Today’s press: A martyr, a massacre and a volatile border

Three common news items were spotlighted in local newspapers on Friday specifically: the funeral of an Egyptian border guard said to be fired upon from within Gaza, the aftermath of lethal drive-by shooting outside a church in Naga Hamadi, and to a lesser extent governmental grievances against the Viva Palestina Convoy. Egypt’s big three state-owned newspapers – Al-Ahram, Al-Akhbar and Al-Gomhurriya – devoted the lionshare of their coverage to the funeral of Egyptian border guard Ahmad Shaaban.

Al-Ahram ran a large headline reading “Popular and official condemnation of Hamas’ assassination,” the newspaper bestowed upon the slain soldier Ahmad Shaaban the title “Martyr of duty.” Al-Akhbar’s biggest front-page headline read “Popular outrage against Hamas’ crime.” Al-Gomhurriya wrote “Hamas leaders hatched this disgusting plot” and ran a headline reading “Hamas deployed snipers along the border,” this paper described Shaaban as “the Martyr of the border.” These three papers all ran spreads calling upon authorities in the Gaza Strip to apprehend the sniper and to hand him over to Egypt where he would stand trial.

Meanwhile the largest front-page headlines in the independent Newspapers Al-Shorouq and Al-Dostour related to machine-gun attack outside a church in Naga Hamadi which left six Coptic Christians and a Muslim guard dead, along with ten wounded, following Christmas mass on Wednesday night. The violent protests of 2,000 Copts in the aftermath of this attack were also prominently featured. This was the focus of the liberal opposition newspaper Al-Wafd too.

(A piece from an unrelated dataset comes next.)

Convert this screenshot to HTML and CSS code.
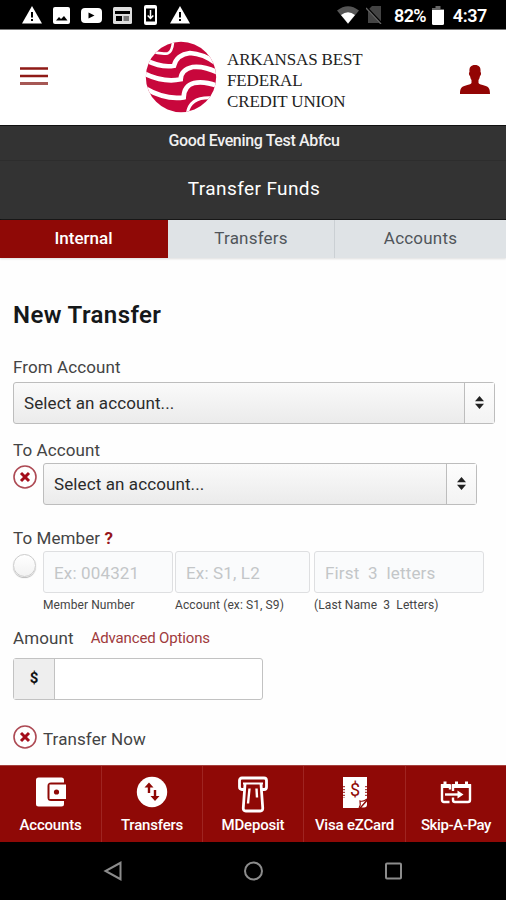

Al-Dostour described the killings as a “bloody slaughter” while Al-Wafd ran the headline “Christmas eve massacre in Naga Hamadi.” Al-Shorouk’s front page announced “Violent clashes following Christmas massacre,” the independent paper also ran an article headlined “30 sectarian incidents within three months.” These newspapers pointed to the sectarian nature of this incident, while the state-owned newspapers downplayed the sectarianism.

Quoting security officials, Al-Ahram ran a headline reading “the Naga Hammadi incident is not sectarian.” The big three state-owned papers directly linked the killings to the rape of a Muslim girl by a Coptic man in the nearby Village of Farshout several weeks earlier. These papers pointed to the “revenge motive” behind the crime rather than “a sectarian motive.” The ringleader of this attack is said to be a 37 year old named Mohammad Ahmad Hussein, aka “Hamam al-Kammouni” who is reported to have a violent criminal record.

The passage of the Viva Palestina Convoy into Gaza on Wednesday, and the assessment of damages in the Port of Arish following clashes with security forces on Tuesday night were also widely covered. Al-Ahram described the announcements of British MP George Galloway as “lies” and “misleading information.” The paper mentioned that Galloway “escalated the crisis by issuing a flood of misleading statements to the media, which led to violent protests (in Arish and Rafah) and the fatal shooting of a Egyptian border guard.” The big three state-owned papers ran articles about the general prosecutor’s investigation of damages in Arish Port and calls for the prosecution of seven “trouble-makers” with the Viva Palestina Convoy for their “violent acts” which led to the wounding of 29 soldiers and officers. None of these papers mentioned the number of convoy members who were wounded at the hands of Egyptian security forces.

In light of growing security concerns along the Egypt-Gaza border Al-Dostour ran an article headlined “fatwa issued by Sufi orders against the iron wall.” It focuses on the Sufi orders’ criticism of an earlier fatwa issued by Al-Azhar in support of the wall, along with a Sufi denouncement of this impregnable iron barrier which Egypt is constructing 30 meters underground in order to cut off tunnels/smuggling between Sinai and Gaza.